So I have a NAS (Cisco NSS 324) that I am trying to connect to a Cisco SLM2048 switch, but I am having some issues that I need to understand:

•      On the NAS I have several different ways of using trunking. I thought that these are both Cisco products, that I could choose which ever one I wanted, and it would work. I have tried all except the last 2 ones, I don’t see any difference, and I am not sure which one is the best to use. Which one is the ‘always best option’ and which one is best for 2 cisco products to talk to eachother
o      Balance-rr (Round Robin)
o      Active backup (fail over)
o      Balance XoR
o      IEEE 802.3ad
o      Balance tlb
o      Balance alb
•      It seems that I can use Balance-rr regardless if I have set up port trunking on the cisco switch or not.

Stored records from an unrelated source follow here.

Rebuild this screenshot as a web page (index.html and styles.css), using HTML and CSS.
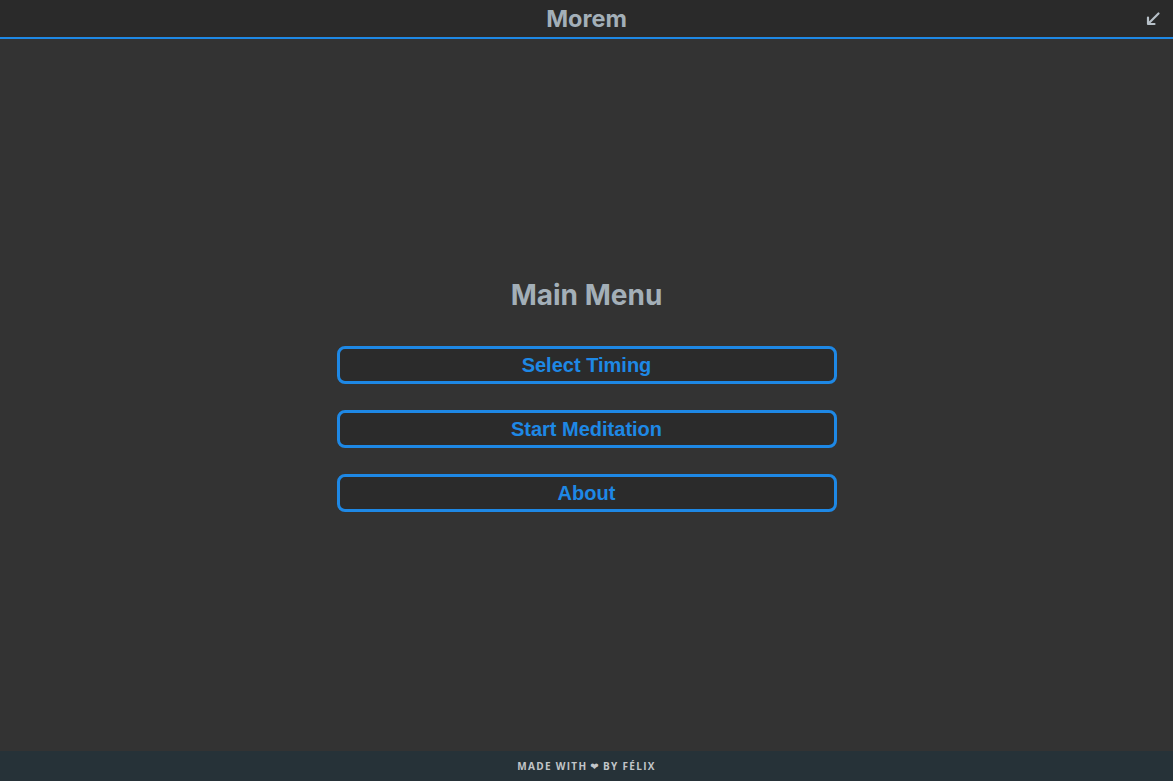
FILE: index.html
```html
<!DOCTYPE html>
<html>
<head>
<meta charset="utf-8">
<link rel="stylesheet" href="styles.css">
</head>
<body>
<div class="app">
  <header class="topbar">
    <h1 class="brand">Morem</h1>
    <button class="shrink" aria-label="minimize">
      <svg width="16" height="16" viewBox="0 0 16 16"><path d="M13.5 2.5 L3.5 12.5 M3 6.5 V13 H9.5" fill="none" stroke="#b7c0c8" stroke-width="2.2" stroke-linecap="round" stroke-linejoin="round"/></svg>
    </button>
  </header>
  <main class="main">
    <section class="menu">
      <h2 class="menu-title">Main Menu</h2>
      <button class="menu-btn">Select Timing</button>
      <button class="menu-btn">Start Meditation</button>
      <button class="menu-btn">About</button>
    </section>
  </main>
  <footer class="footer">MADE WITH <span class="heart">❤</span> BY FÉLIX</footer>
</div>
</body>
</html>
```

FILE: styles.css
```css
html, body {
  margin: 0;
  padding: 0;
  height: 100%;
}
body {
  background: #333333;
  font-family: Inter, "Liberation Sans", sans-serif;
}
.app {
  display: flex;
  flex-direction: column;
  height: 100vh;
}
.topbar {
  height: 37px;
  background: #2a2a2a;
  border-bottom: 2px solid #1e88e5;
  display: flex;
  align-items: center;
  justify-content: center;
  position: relative;
  flex-shrink: 0;
}
.brand {
  margin: 0;
  font-size: 23.5px;
  font-weight: 700;
  color: #a3afb8;
  line-height: 1;
}
.shrink {
  position: absolute;
  right: 12px;
  top: 11px;
  background: none;
  border: none;
  padding: 0;
  width: 16px;
  height: 16px;
}
.main {
  flex: 1;
  display: flex;
  align-items: center;
  justify-content: center;
}
.menu {
  display: flex;
  flex-direction: column;
  align-items: center;
  gap: 26px;
  width: 500px;
  margin-top: 0;
}
.menu-title {
  margin: 0 0 8px;
  font-size: 28px;
  font-weight: 700;
  color: #a3afb8;
  line-height: 34px;
}
.menu-btn {
  width: 500px;
  height: 38px;
  box-sizing: border-box;
  background: #2b2b2b;
  border: 3px solid #1e88e5;
  border-radius: 8px;
  color: #1e88e5;
  font-family: "Liberation Sans", Arial, sans-serif;
  font-weight: 700;
  font-size: 20px;
  padding: 0;
}
.footer {
  height: 30px;
  flex-shrink: 0;
  background: #263238;
  color: #c2c6c9;
  font-family: "Open Sans", "Liberation Sans", sans-serif;
  font-weight: 700;
  font-size: 10px;
  letter-spacing: 1.3px;
  display: flex;
  align-items: center;
  justify-content: center;
}
.heart {
  margin: 0 3px;
  font-family: "DejaVu Sans", sans-serif;
}
```
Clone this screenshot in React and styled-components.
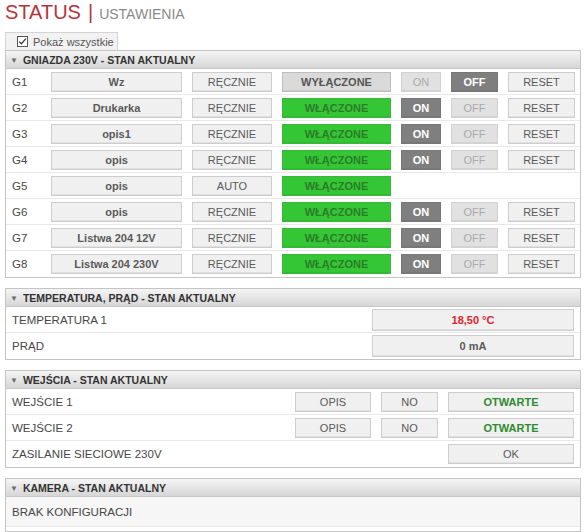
import React from "react";
import styled, { createGlobalStyle, css } from "styled-components";

const GlobalStyle = createGlobalStyle`
  html, body {
    margin: 0;
    padding: 0;
    background: #ffffff;
  }
  body {
    font-family: "Liberation Sans", Arial, sans-serif;
    color: #444;
  }
`;

const Page = styled.div`
  width: 576px;
  padding: 0 5px;
`;

const TitleBar = styled.div`
  display: flex;
  align-items: baseline;
  height: 32px;
  padding-top: 1px;
  box-sizing: border-box;

  .main {
    font-size: 20px;
    color: #b3363d;
  }
  .sep {
    font-size: 20px;
    color: #b3363d;
    margin: 0 6px 0 7px;
  }
  .sub {
    font-size: 14px;
    color: #8a8a8a;
  }
`;

const Tab = styled.div`
  display: inline-flex;
  align-items: center;
  gap: 5px;
  height: 18px;
  width: 113px;
  box-sizing: border-box;
  padding-left: 11px;
  background: #f2f2f2;
  border: 1px solid #d4d4d4;
  border-bottom: none;
  font-size: 11px;
  color: #555;
`;

const TabRow = styled.div`
  display: flex;
`;

const Panel = styled.div`
  border: 1px solid #c4c4c4;
  background: #ffffff;
  margin-bottom: ${(p) => p.$mb || 10}px;
`;

const PanelHeader = styled.div`
  display: flex;
  align-items: center;
  height: 17px;
  padding-left: 4px;
  gap: 5px;
  background: linear-gradient(#f5f5f5, #d6d6d6);
  border-bottom: 1px solid #c8c8c8;
  font-size: 10.5px;
  font-weight: bold;
  color: #333;

  .arrow {
    font-size: 8px;
    color: #6c6c6c;
    margin-top: 1px;
  }
`;

const SocketRow = styled.div`
  display: grid;
  grid-template-columns: 29px 131px 80px 109px 40px 47px 67px;
  column-gap: 10px;
  align-items: center;
  height: 26px;
  box-sizing: border-box;
  padding: 0 5px 0 6px;
  border-bottom: ${(p) => (p.$last ? "none" : "1px solid #e8e8e8")};
`;

const InfoRow = styled.div`
  display: flex;
  align-items: center;
  gap: 10px;
  height: ${(p) => p.$h || 26}px;
  box-sizing: border-box;
  padding: 0 6px 0 6px;
  background: ${(p) => p.$bg || "#ffffff"};
  border-bottom: ${(p) => (p.$last ? "none" : "1px solid #e8e8e8")};
`;

const Label = styled.span`
  font-size: 11.5px;
  color: #474747;
  flex: 1;
`;

const tones = {
  plain: css`
    background: #f0f0f0;
    color: #5a5a5a;
    border-color: #cdcdcd;
  `,
  off: css`
    background: #dadada;
    color: #555;
    font-weight: bold;
    border-color: #bdbdbd;
  `,
  green: css`
    background: #35c635;
    color: #2b7d2b;
    font-weight: bold;
    border-color: #3ab83a;
  `,
  active: css`
    background: #7f7f7f;
    color: #ffffff;
    font-weight: bold;
    border-color: #777;
  `,
  idle: css`
    background: #e1e1e1;
    color: #aaaaaa;
    border-color: #d2d2d2;
  `,
};

const Btn = styled.div`
  display: flex;
  align-items: center;
  justify-content: center;
  height: ${(p) => p.$h || 20}px;
  width: ${(p) => (p.$w ? p.$w + "px" : "auto")};
  box-sizing: border-box;
  border: 1px solid;
  font-size: 11px;
  white-space: nowrap;
  box-shadow: inset 0 -1px 0 rgba(0, 0, 0, 0.06);
  ${(p) => tones[p.$tone || "plain"]}
  ${(p) => p.$bold && "font-weight: bold;"}
  ${(p) => p.$color && `color: ${p.$color};`}
`;

const Check = () => (
  <svg width="11" height="11" viewBox="0 0 11 11">
    <rect x="0.5" y="0.5" width="10" height="10" fill="#fff" stroke="#555" />
    <path d="M2.2 5.6 L4.4 7.8 L8.8 2.6" fill="none" stroke="#333" strokeWidth="1.3" />
  </svg>
);

const sockets = [
  { id: "G1", name: "Wz", mode: "RĘCZNIE", on: false },
  { id: "G2", name: "Drukarka", mode: "RĘCZNIE", on: true },
  { id: "G3", name: "opis1", mode: "RĘCZNIE", on: true },
  { id: "G4", name: "opis", mode: "RĘCZNIE", on: true },
  { id: "G5", name: "opis", mode: "AUTO", on: true, auto: true },
  { id: "G6", name: "opis", mode: "RĘCZNIE", on: true },
  { id: "G7", name: "Listwa 204 12V", mode: "RĘCZNIE", on: true },
  { id: "G8", name: "Listwa 204 230V", mode: "RĘCZNIE", on: true },
];

function Header({ children }) {
  return (
    <PanelHeader>
      <span className="arrow">▼</span>
      {children}
    </PanelHeader>
  );
}

export default function App() {
  return (
    <Page>
      <GlobalStyle />
      <TitleBar>
        <span className="main">STATUS</span>
        <span className="sep">|</span>
        <span className="sub">USTAWIENIA</span>
      </TitleBar>
      <TabRow>
        <Tab>
          <Check />
          Pokaż wszystkie
        </Tab>
      </TabRow>

      <Panel>
        <Header>GNIAZDA 230V - STAN AKTUALNY</Header>
        {sockets.map((s, i) => (
          <SocketRow key={s.id} $last={i === sockets.length - 1}>
            <Label>{s.id}</Label>
            <Btn $bold>{s.name}</Btn>
            <Btn>{s.mode}</Btn>
            <Btn $tone={s.on ? "green" : "off"}>{s.on ? "WŁĄCZONE" : "WYŁĄCZONE"}</Btn>
            {!s.auto && (
              <>
                <Btn $tone={s.on ? "active" : "idle"}>ON</Btn>
                <Btn $tone={s.on ? "idle" : "active"}>OFF</Btn>
                <Btn>RESET</Btn>
              </>
            )}
          </SocketRow>
        ))}
      </Panel>

      <Panel>
        <Header>TEMPERATURA, PRĄD - STAN AKTUALNY</Header>
        <InfoRow>
          <Label>TEMPERATURA 1</Label>
          <Btn $w={202} $h={22} $bold $color="#e0232b">18,50 °C</Btn>
        </InfoRow>
        <InfoRow $last>
          <Label>PRĄD</Label>
          <Btn $w={202} $h={22} $bold>0 mA</Btn>
        </InfoRow>
      </Panel>

      <Panel>
        <Header>WEJŚCIA - STAN AKTUALNY</Header>
        {["WEJŚCIE 1", "WEJŚCIE 2"].map((w) => (
          <InfoRow key={w}>
            <Label>{w}</Label>
            <Btn $w={76}>OPIS</Btn>
            <Btn $w={57}>NO</Btn>
            <Btn $w={126} $bold $color="#2e8b2e">OTWARTE</Btn>
          </InfoRow>
        ))}
        <InfoRow $last>
          <Label>ZASILANIE SIECIOWE 230V</Label>
          <Btn $w={126}>OK</Btn>
        </InfoRow>
      </Panel>

      <Panel $mb={4}>
        <Header>KAMERA - STAN AKTUALNY</Header>
        <InfoRow $h={30} $bg="#f6f6f6">
          <Label>BRAK KONFIGURACJI</Label>
        </InfoRow>
        <div style={{ height: 4 }} />
      </Panel>
    </Page>
  );
}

Is this because the protocol supports working on 2 ‘normal’ ports in the switch, or should this not work?
•      On the cisco switch there are not very many settings to play with when you set it up. However there is one checkbox that says ‘LACP’, and in the instructions for the switch it reads:
o      “LACP — Enables or disables Link Aggregation Control Protocol (LACP). This box must be checked before the first port is added to the LAG”
o      I have successfully set up a LAG without having this checkbox first checked (well, kind of it worked for a while, and then transfer speeds went super low), what is this option, and why would I NOT want to have this box checked?
o      The instructions are very Spartan, so as I understand it
o      1 – check that box
o      2 – Pick the ports you want to LAG
o      3 - Save and it should work.
o      Is there something I am missing?

Here is the quick breakdown on how I set it up:

As you can see in image ‘LAG 3’ I basically check the ‘enable port trunking’ and choose one of the trunking modes, fill in the DNS and click save.
Then I go in to the switch, go to the aggrehation menu, and click the details button for the first LAG group (as you can see it has already been done in the picture LAG 1)
Inside this sub-menu (LAG 2.png) I choose the group number, give it a description, check the LACP box (as the instructions say), and pretty much leave things as they are, choose the two ports and click save & close.

Now it should work, yes? Is there anything I didn’t do or did wrong? It just seems there are so few settings that I could screw up.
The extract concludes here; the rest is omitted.